Description Hans P. Reiser 2005-08-17 16:43:41 UTC
Distribution: SuSE 9.3 professional
Hardware Environment: Intel Pentium 4, alternate Dual Xeon
Software Environment: SuSE 9.3 professional client with Debian/sarge
                      NFS server (user-space)
Problem Description:
Newly created files via NFS may contain content of larger, previously
deleted files with the same inode on the server. This breaks, e.g.,
svn checkouts to NFS mounted directories. Seems like some file content
is incorrectly cached on the client side.

Steps to reproduce (copy nfsbug.sh to empty direcotry on NFS)
--- nfsbug.sh ---
#!/bin/sh
mkdir tmp
echo "Some long line for nfs bug demonstration" > tmp/a
mv tmp/a a
echo "Some other text to be renamed to a" > tmp/a
mv tmp/a a
echo "short text" > tmp/b
cat tmp/b
--- end of nfsbug.sh ---

$./nfsbug.sh
short text
ine for nfs bug demonstration
$

Our NFS server runs user-level nfs on a ext3 file system. tcpdump on the
client reveals that the server uses the same NFS handle for the first
tmp/a (which is delete by the second mv operation) and the new tmp/b
file (this is due to the reuse of the inode of the deleted file).
Evidently, this causes the previous content of first tmp/a to be
written to tmp/b. Cross-directory move operations are essential to
reproduce this bug.

This bug breaks svn checkout to NFS.
This bug may have a serious security impacts if tmp/b can be created by a
different user than tmp/a, potentially leaking confidential content from
deleted tmp/a (unchecked)
Comment 1 Trond Myklebust 2005-08-17 16:57:11 UTC
Cannot reproduce with a sane NFS server.

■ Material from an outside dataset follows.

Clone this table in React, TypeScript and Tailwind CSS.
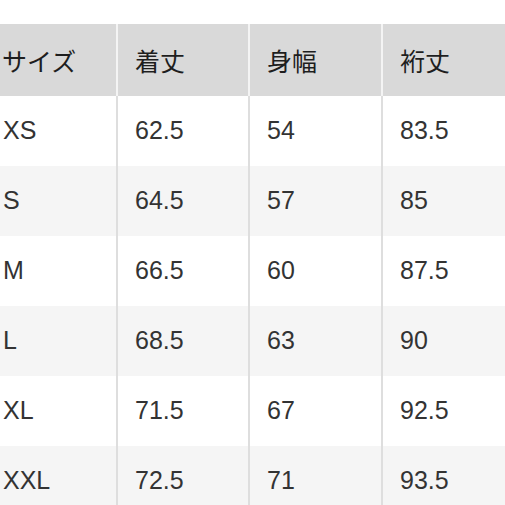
import React from "react";

const header = ["サイズ", "着丈", "身幅", "裄丈"];
const rows = [
  ["XS", "62.5", "54", "83.5"],
  ["S", "64.5", "57", "85"],
  ["M", "66.5", "60", "87.5"],
  ["L", "68.5", "63", "90"],
  ["XL", "71.5", "67", "92.5"],
  ["XXL", "72.5", "71", "93.5"],
];

const cols = "grid grid-cols-[116px_132px_133px_1fr]";

export default function App() {
  return (
    <div
      className="w-[505px] h-[505px] overflow-hidden bg-white pt-[24px]"
      style={{ fontFamily: '"Liberation Sans", "Noto Sans CJK JP", Arial, sans-serif' }}
    >
      <div className={`${cols} h-[72px] bg-[#d9d9d9] text-[25px] text-[#1e1e1e]`}>
        {header.map((h, i) => (
          <div
            key={i}
            className={`flex items-center ${i === 0 ? "pl-[2px]" : "pl-[17px] border-l-2 border-[#f4f4f4]"}`}
            style={{ fontFamily: '"Noto Sans CJK JP", sans-serif' }}
          >
            <span className="leading-none">{h}</span>
          </div>
        ))}
      </div>
      {rows.map((r, ri) => (
        <div
          key={ri}
          className={`${cols} h-[70px] text-[25px] text-[#333333] ${ri % 2 === 1 ? "bg-[#f5f5f5]" : "bg-white"}`}
        >
          {r.map((c, ci) => (
            <div
              key={ci}
              className={`flex items-center ${ci === 0 ? "pl-[3px]" : "pl-[17px] border-l-2 border-[#dedede]"}`}
            >
              {c}
            </div>
          ))}
        </div>
      ))}
    </div>
  );
}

This looks like it is another
consequence of unfsd's broken handling of filehandles.
Comment 2 Trond Myklebust 2005-08-17 17:02:08 UTC
Against a netapp filer OnTap 7:
[trondmy@hammerfest gnurr]$ ~/nfsbug.sh
short text

Against a Linux kernel NFS 2.6.12
[trondmy@hammerfest trondmy]$ ~/nfsbug.sh
short text

Against Solaris 10
[trondmy@hammerfest trondmy]$ ~/nfsbug.sh
short text
Comment 3 Hans P. Reiser 2005-08-18 00:40:49 UTC
Yes, the problem only occurs if the nfs server re-uses a filehandle. While I agree
that this is better considered a broken nfs server than a broken client, I was
hoping that the interoperability with such broken servers could be increased. The
current behaviour breaks popular software, mainly Subversion.

I assume that a simple client-side change would remove this problem: If a nfs
*create* operation returns a (re-used) filehandle, all caches assosiated with
that handle should be invalidated. Of course, for "sane" servers, this is
unnecssary overhead. No chance for such a change?
Comment 4 Trond Myklebust 2005-08-18 07:37:07 UTC
If a (non-exclusive) create operation returns a filehandle that is in use by an
existing file, then that doesn't necessarily mean the filehandle has been
reused. An ordinary server may return an existing filehandle if a hard link to
that file exists.
The question here is rather why is the open() failing to truncate the file? I
have a feeling that we may be updating the attributes far too late in the case
when the file already exists.
Comment 5 Trond Myklebust 2005-08-18 14:16:45 UTC
Created attachment 5672 [details]
Ensure we drop the inode after rename()

Just out of interest. Does the following patch help fix your testcase? It will
never fix the case where someone does the same rename behind your back on
another client, but it might fix the single-client case.
Comment 6 Anonymous Emailer 2005-08-19 05:04:11 UTC
Reply-To: Hansi@i4.informatik.uni-erlangen.de


> Just out of interest. Does the following patch help fix your testcase? It will
> never fix the case where someone does the same rename behind your back on
> another client, but it might fix the single-client case.

Well, yes, it fixes my testcase. However, unfortunately it does not
fix the original problem with svn checkouts. I will look for another
testcase that reproduces the svn problem. Meanwhile, here is a short
strace excerpt of svn, which illustrates the problem:

7203  open("gctestenv/src/.svn/tmp/log", O_WRONLY|O_CREAT|O_EXCL, 0666) = 6
7203  write(6, "<modify-entry\n   committed-rev=\""..., 247) = 247
7203  close(6)                          = 0
7203  rename("gctestenv/src/.svn/tmp/log", "gctestenv/src/.svn/log") = 0
7203  stat64("gctestenv/src/.svn/log", {st_mode=S_IFREG|0644, st_size=305, ...}) = 0

There are 247 bytes written to the file. A stat directly after closing
it shows 305 bytes. These are the written bytes plus additional garbage,
apparently from a previously deleted file (deleted by a previous rename
operation).